# Approaching day 50...progress so far



## Yarnie (Jul 15, 2002)

HiyaWell I've just realised I'm nearly up to day 50 of the tape schedule and I'm having mixed reactions towards my progress. I imagine this is probably normal at this point in the treatment. I have noticed that my attitudes and thinking patterns have changed a little, but anxiety is still a big problem, and I'm still very much displaying avoidant behaviour due to my stomach problems and toilet phobia! In fact, today I bought a book about anxiety (for my dissertation) and am beginning to wonder if I have mild agoraphobia. Great. But I'm enjoying Mike's cds and I'm guessing (and hoping!) that they'll keep on improving my brain for me!


----------



## zayaka26 (Jul 5, 2001)

Sounds like you are doing ok. I have wondered about myself if I had agorafobia as well, but now I do not think so. Out tummies do crazy things to our brains.







Or is it the other way around???


----------



## Yarnie (Jul 15, 2002)

A little bit of both I reckon! But I think the brain has MUCH more influence over it all. I wish we had more control over our brains!


----------



## eric (Jul 8, 1999)

Yarnie, hang in there it is very gradual and actually your progress sounds good for half way. It build momentum as you go, so you know.The brain has a huge influence over it all.hang in there though and post again how your doing in another twenty days and see where your at and I am glad your enjoying them in general.
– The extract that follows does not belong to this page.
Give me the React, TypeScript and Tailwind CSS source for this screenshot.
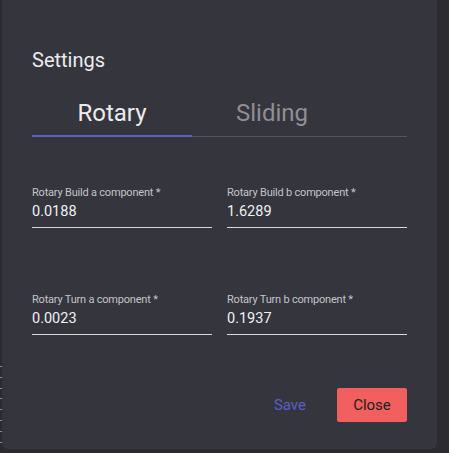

It is not uncommon for some people to look back and think hey that use to bug me and now it doesn't, before they even realize a change was made. The fact that things are improving and your slowly noticing changes is a very good sign really. IBS can generate some of the same symptoms some other phycological issues can generate due in part to the neurotransmitter issues in IBS, how it effects us as individuals and how well we cope with the symptoms. The condition/conditions can also and do overlap for a lot of people and it helps to work on the whole piture as well as individual predominate symptoms.Serotonin seems to place a pretty big role in IBS as well as other conditions that effect moods and emotions.


----------